Top positive review
11 of 11 people found this helpful
A Novel so Brilliant in Originality it is Breathtaking.
on January 25, 2012
Let me start by saying I was so impressed with this novel that I am going to come across like Adam Johnsons' mum, publisher, editor, best friend, paid acquaintance or a combination of any of the above. I was actually lucky enough to get a copy and just read it. The blurb makes it sound like a sort of comedy set in North Korea, in actuality it is a staggering achievement as to what you can do when you truly love the subject as Johnson does.
It is in two parts, the first chronicles the life or rather endurance and suffering of Jun Do; he is the son of the Orphan Master, after his mother was taken away to entertain the big wigs in Pyongyang, they were left alone. All beautiful girls from the provinces are taken away like this. It is also shameful to be an orphan and they have their real names ignored and are replaced with the names of fallen martyrs. This way they will always carry the mark and shame of being an orphan. Jun Do's father pretends he too is an orphan and treats him more harshly than the others, it is an existence of grinding poverty ' made worse by the compulsory loud speakers that spout blatant propaganda all day and act as brain washing devices.
In turns he becomes a tunnel assassin in the Demilitarized Zone, a kidnapper and reluctant and not very good spy. He also ends up on a fishing boat where he gets the love of his life's image tattooed over his heart ' the 'best actress in the world' Sun Moon - not her real name, but chosen for her by The Dear Leader Kim Jong Il; or the fat tyrant who is famous for his song 'I so Ronery', as we know him in the Imperialist West.
Then Part Two deals with the Taekwando Champion of the World and husband to the best actress ' Commander Ga. He is famous for many things including ridding the army of homosexuals. This is done oft times by seeing if they can fend off his 'man attacks' ' a veiled euphemism for full on rear entry intercourse. If you fail well then you must have wanted it ' makes perfect sense.

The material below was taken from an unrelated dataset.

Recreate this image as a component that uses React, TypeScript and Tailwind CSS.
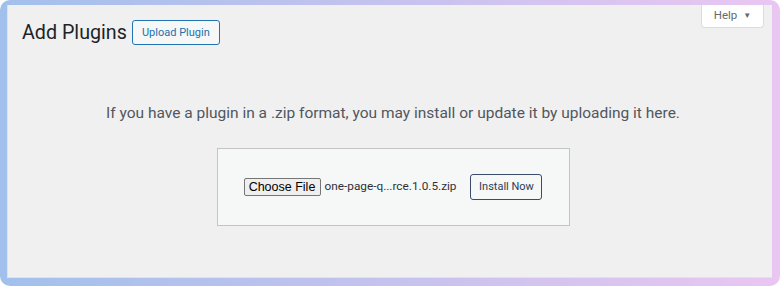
import React from "react";

export default function App() {
  const wp = { fontFamily: 'Roboto, "Noto Sans", Arial, sans-serif' };
  return (
    <div className="w-[780px] h-[286px] rounded-[10px] pt-[5px] pl-[7px] pr-[8px] pb-[8px] bg-gradient-to-r from-[#a2c0ec] via-[#c5c2ee] to-[#eac6f2]">
      <div className="w-full h-full bg-[#f0f0f1] border-l border-b border-[#e2e2e4] flex flex-col" style={wp}>
        <div className="flex items-start justify-between">
          <div className="flex items-center gap-[5px] pl-[14px] pt-[15px]">
            <h1 className="text-[19.7px] leading-[25px] text-[#1d2327] font-normal">Add Plugins</h1>
            <button className="h-[25px] w-[88px] border border-[#2271b1] rounded-[3px] bg-[#f6f7f7] text-[#2271b1] text-[11px] leading-[23px]">
              Upload Plugin
            </button>
          </div>
          <div className="mr-[8px] w-[63px] h-[23px] bg-white border border-t-0 border-[#dcdcde] rounded-b-[4px] flex items-center justify-center gap-[6px] text-[11.5px] text-[#646970]">
            <span>Help</span>
            <span className="text-[8px]">▼</span>
          </div>
        </div>
        <div className="pl-[6px] flex flex-col items-center">
          <p className="mt-[56px] text-[15.5px] leading-[24px] text-[#50575e]">
            If you have a plugin in a .zip format, you may install or update it by uploading it here.
          </p>
          <div className="mt-[23px] w-[353px] h-[78px] bg-[#f6f7f7] border border-[#c3c4c7] flex items-center justify-center">
            <div className="flex items-center">
              <button className="h-[18px] w-[77px] bg-[#efefef] border border-[#767676] rounded-[2px] text-[12.5px] leading-[16px] text-black" style={{ fontFamily: '"Liberation Sans", Arial, sans-serif' }}>
                Choose File
              </button>
              <span className="ml-[4px] text-[11.8px] text-[#2c3338]">one-page-q...rce.1.0.5.zip</span>
              <button className="ml-[14px] h-[26px] w-[72px] border border-[#3c4a6b] rounded-[3px] bg-[#f6f7f7] text-[11px] text-[#2c3e5a]">
                Install Now
              </button>
            </div>
          </div>
        </div>
      </div>
    </div>
  );
}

This book was researched by Adam Johnson for over six years and he visited the Democratic People's Republic of Korea to ensure authenticity. He has crammed so much in that it is as educational as it is both entertaining and moving. He brings all the characters to life and brilliantly highlights the failings of the West when viewed through the eyes of the North Koreans. Whilst at the heart of this there is a central theme of love and sacrifice, there is hope, there is humour, though comi-tragic would probably best describe it; but moreover there is a page turner of a story that had me hooked from the start and kept me right to the end. I actually had a dream about the characters at one point, I was that caught up in the book. I can not say enough good things about this brilliant, original, fascinating and thoroughly captivating read. I am longing for his next one and even if it takes another six years it will be worth the wait.